In other words, instead of you learning how to describe exactly what you want, they do it for you.
And that might seem like a good thing... but in reality, that's the biggest problem.
Why AI Wrappers Hurt You in the Long Run
1. You're Not Learning — You're Consuming
When you use an AI Wrapper, the prompts being sent to the model are not ones you wrote. You write something simple, and the Wrapper adds many instructions behind the scenes.
The result? You get something good, but you don't understand why it turned out good. And you won't be able to replicate it if the tool changes or disappears.
2. You're Paying More for Less
Most AI Wrappers charge a monthly subscription on top of the API cost. That means you're paying for the Wrapper and for Claude or OpenAI as well. When you use Claude Code or Codex directly, you only pay for what you use — no middleman, no markup.
3. You Stay Stuck at a Certain Level
AI Wrappers make the first steps easy. But then you feel stuck in the middle. You hit a wall you can't get past. Why? Because you never built the foundation — you never learned how to talk to the model correctly.
The Solution: Learn to Use the Direct Tools
Claude Code from Anthropic
Claude Code works directly in your terminal. You describe what you want, and it reads the entire project, understands the codebase, and writes and edits code.
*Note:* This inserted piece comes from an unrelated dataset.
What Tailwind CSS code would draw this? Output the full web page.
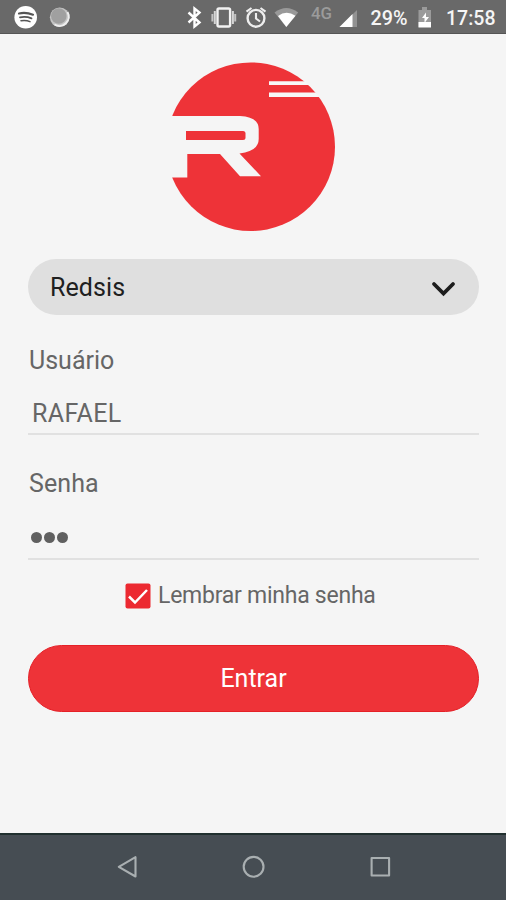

The website you're reading right now — ehabfayez.com — was built entirely with Claude Code. Every page, every component, the dashboard, the blog system, everything.
Codex from OpenAI
Codex is the same concept but from OpenAI. It gives you the ability to work with GPT directly on your own code.
Both give you complete control over what happens.
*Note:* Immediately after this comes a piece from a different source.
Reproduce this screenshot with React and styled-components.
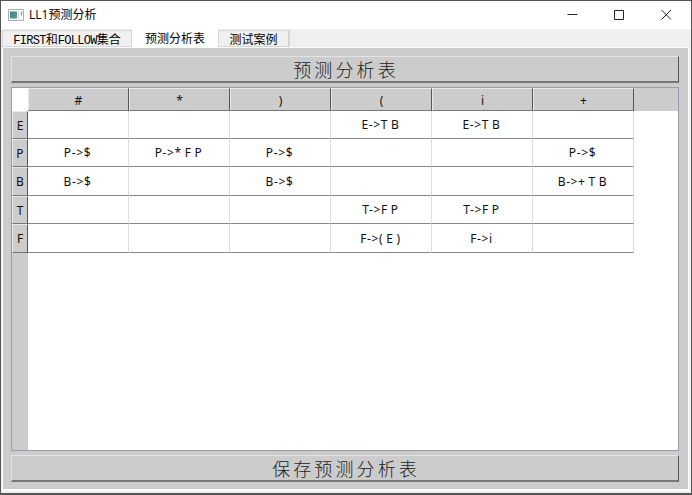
import React from 'react';
import styled, { createGlobalStyle } from 'styled-components';

const GlobalStyle = createGlobalStyle`
  * { box-sizing: border-box; }
  body { margin: 0; overflow: hidden; background: #fff; }
`;

const Window = styled.main`
  width: 692px;
  height: 495px;
  display: flex;
  flex-direction: column;
  background: #f0f0f0;
  border: 1px solid #555;
  border-bottom-width: 2px;
  color: #111;
  font-family: "Noto Sans CJK SC", sans-serif;
`;

const TitleBar = styled.header`
  height: 28px;
  flex: none;
  display: flex;
  align-items: center;
  padding-left: 7px;
  background: #fff;
`;

const Title = styled.h1`
  flex: 1;
  margin: 0 0 0 5px;
  font: 400 12px/28px "Open Sans", "Noto Sans CJK SC", sans-serif;
  color: #000;
  white-space: nowrap;
`;

const WindowControls = styled.div`
  display: flex;
  align-items: center;
  gap: 36px;
  padding: 0 19px 2px 0;
`;

const Control = styled.button`
  display: flex;
  width: 11px;
  height: 11px;
  padding: 0;
  border: 0;
  background: none;
`;

const TabBar = styled.nav`
  height: 18px;
  flex: none;
  display: flex;
  padding-left: 1px;
`;

const Tab = styled.button`
  display: flex;
  justify-content: center;
  align-items: baseline;
  width: ${({ $width }) => $width}px;
  height: ${({ $active }) => ($active ? 19 : 17)}px;
  margin-top: ${({ $active }) => ($active ? 0 : 1)}px;
  padding: 0;
  z-index: ${({ $active }) => ($active ? 1 : 0)};
  border: 1px solid ${({ $active }) => ($active ? '#fff' : '#d5d5d5')};
  border-right-width: ${({ $last }) => ($last ? 2 : 1)}px;
  background: ${({ $active }) => ($active ? '#fff' : '#f0f0f0')};
  color: #000;
  font: 400 12px/15px "Noto Sans CJK SC", sans-serif;
  white-space: nowrap;
`;

const Latin = styled.span`
  font-family: "Liberation Mono", monospace;
  font-size: 12px;
  line-height: 12px;
  letter-spacing: -0.7px;
`;

const Panel = styled.section`
  flex: 1;
  min-height: 0;
  display: flex;
  flex-direction: column;
  margin: 0 2px 2px 1px;
  padding: 8px 9px 7px 8px;
  border: solid #fbfbfb;
  border-width: 1px 1px 2px 1px;
  background: #ccc;
`;

const WideButton = styled.button`
  height: 27px;
  flex: none;
  padding: 0 0 0 2px;
  border: solid;
  border-width: 1px 1px 2px;
  border-color: #e3e3e3 #555 #777 #e3e3e3;
  background: #ccc;
  color: #222;
  font: 300 18px/25px "Noto Sans CJK SC", sans-serif;
  letter-spacing: 3.1px;
`;

const TableFrame = styled.div`
  flex: 1;
  min-height: 0;
  margin: 4px 0;
  border: 1px solid #9a9da5;
  background: linear-gradient(90deg, #ccc 16px, #fff 16px);
`;

const Row = styled.div`
  display: grid;
  grid-template-columns: 16px repeat(6, 101px) 1fr;
  grid-template-rows: 100%;
  height: ${({ $height }) => $height}px;
  font: 400 12px/${({ $height }) => ($height > 28 ? 29 : 27)}px "Noto Sans", "Noto Sans CJK SC", sans-serif;
`;

const Corner = styled.div`
  background: #fff;
`;

const HeaderCell = styled.div`
  border: solid;
  border-width: 1px;
  border-color: #e8e8e8 #555 #777 #e8e8e8;
  background: #ccc;
  line-height: ${({ $side }) => ($side ? 28 : 23)}px;
  text-align: center;
`;

const HeaderFill = styled.div`
  background: #ccc;
`;

const Cell = styled.div`
  padding-right: 1px;
  border-right: 1px solid #ddd;
  border-bottom: 1px solid #888;
  background: #fff;
  letter-spacing: 0.6px;
  word-spacing: -0.7px;
  text-align: center;
  white-space: nowrap;
`;

const terminals = ['#', '*', ')', '(', 'i', '+'];

const productions = [
  { name: 'E', height: 28, cells: ['', '', '', 'E->T B', 'E->T B', ''] },
  { name: 'P', height: 28, cells: ['P->$', 'P->* F P', 'P->$', '', '', 'P->$'] },
  { name: 'B', height: 29, cells: ['B->$', '', 'B->$', '', '', 'B->+ T B'] },
  { name: 'T', height: 28, cells: ['', '', '', 'T->F P', 'T->F P', ''] },
  { name: 'F', height: 29, cells: ['', '', '', 'F->( E )', 'F->i', ''] },
];

function AppIcon() {
  return (
    <svg width="16" height="13" viewBox="0 0 16 13">
      <defs>
        <linearGradient id="screen" x1="0" y1="0" x2="1" y2="1">
          <stop offset="0" stopColor="#4a78a0" />
          <stop offset="1" stopColor="#55a678" />
        </linearGradient>
      </defs>
      <path d="M.5.5h15v11H.5z" fill="#f5f7f7" stroke="#a9b0b3" />
      <path d="M2 2.5h7v7H2z" fill="url(#screen)" />
      <path d="M10 2.5h1v7h-1z" fill="#d5dadd" />
      <path d="M13 2.5h1v4h-1z" fill="#68a989" />
    </svg>
  );
}

function ControlIcon({ d }) {
  return (
    <svg width="11" height="11" viewBox="0 0 11 11" fill="none" stroke="#222">
      <path d={d} />
    </svg>
  );
}

export default function App() {
  return (
    <>
      <GlobalStyle />
      <Window>
        <TitleBar>
          <AppIcon />
          <Title>LL1预测分析</Title>
          <WindowControls>
            <Control aria-label="最小化"><ControlIcon d="M.5 5.5h10" /></Control>
            <Control aria-label="最大化"><ControlIcon d="M.5 1.5h9v9h-9z" /></Control>
            <Control aria-label="关闭"><ControlIcon d="M.5 1l9.5 9.5M10 1L.5 10.5" /></Control>
          </WindowControls>
        </TitleBar>
        <TabBar>
          <Tab $width={130}><Latin>FIRST</Latin>和<Latin>FOLLOW</Latin>集合</Tab>
          <Tab $width={86} $active>预测分析表</Tab>
          <Tab $width={72} $last>测试案例</Tab>
        </TabBar>
        <Panel>
          <WideButton>预测分析表</WideButton>
          <TableFrame>
            <Row $height={23}>
              <Corner />
              {terminals.map((t) => <HeaderCell key={t}>{t}</HeaderCell>)}
              <HeaderFill />
            </Row>
            {productions.map(({ name, height, cells }) => (
              <Row key={name} $height={height}>
                <HeaderCell $side>{name}</HeaderCell>
                {cells.map((text, i) => <Cell key={terminals[i]}>{text}</Cell>)}
              </Row>
            ))}
          </TableFrame>
          <WideButton>保存预测分析表</WideButton>
        </Panel>
      </Window>
    </>
  );
}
The Real Difference: Learning vs. Convenience
Let's be honest:
- If your goal is to finish something quickly and you don't care about learning — an AI Wrapper might help you temporarily
- If your goal is to grow and build a real skill — you need to go deeper and learn for yourself
And the future is clear: the people who learn to use AI directly — those who understand Prompt Engineering — are the ones who will pull ahead.
What You Gain When You Learn for Yourself
Far Stronger Results
When you understand how to describe what you want precisely, the results are dramatically different. Not just working code — clean, well-structured, properly built code.
You Can Build Anything
From a terminal alone you can produce a full website, a platform, an application. And this isn't just theory — this is where the future is genuinely heading.
You Become Independent
You don't need to wait for someone to build you a tool or set up ready-made prompts. You become your own Prompt Engineer.
My Advice to You
Try. Learn. Make mistakes.
Open Claude Code or Codex and start trying to build something small. It doesn't need to be perfect the first time. The mistakes are what teach you — and every mistake you make brings you one step closer to truly understanding the tool.
People who use AI Wrappers just to make life easier for themselves in the short term — and pay more for it too — will stay exactly where they are. But those who learn and go deeper are the ones who will be ahead of everyone else.
Conclusion
AI Wrappers are not bad — but they are a crutch. If you keep walking with a crutch your whole life, you'll never learn to walk on your own.
Focus on the future goal: you need to develop yourself in your use of artificial intelligence. Learn to produce everything in a way that truly teaches you, not through commands someone else set up for you. Because that way you'll always be stuck in the middle — unable to move forward until you learn directly for yourself.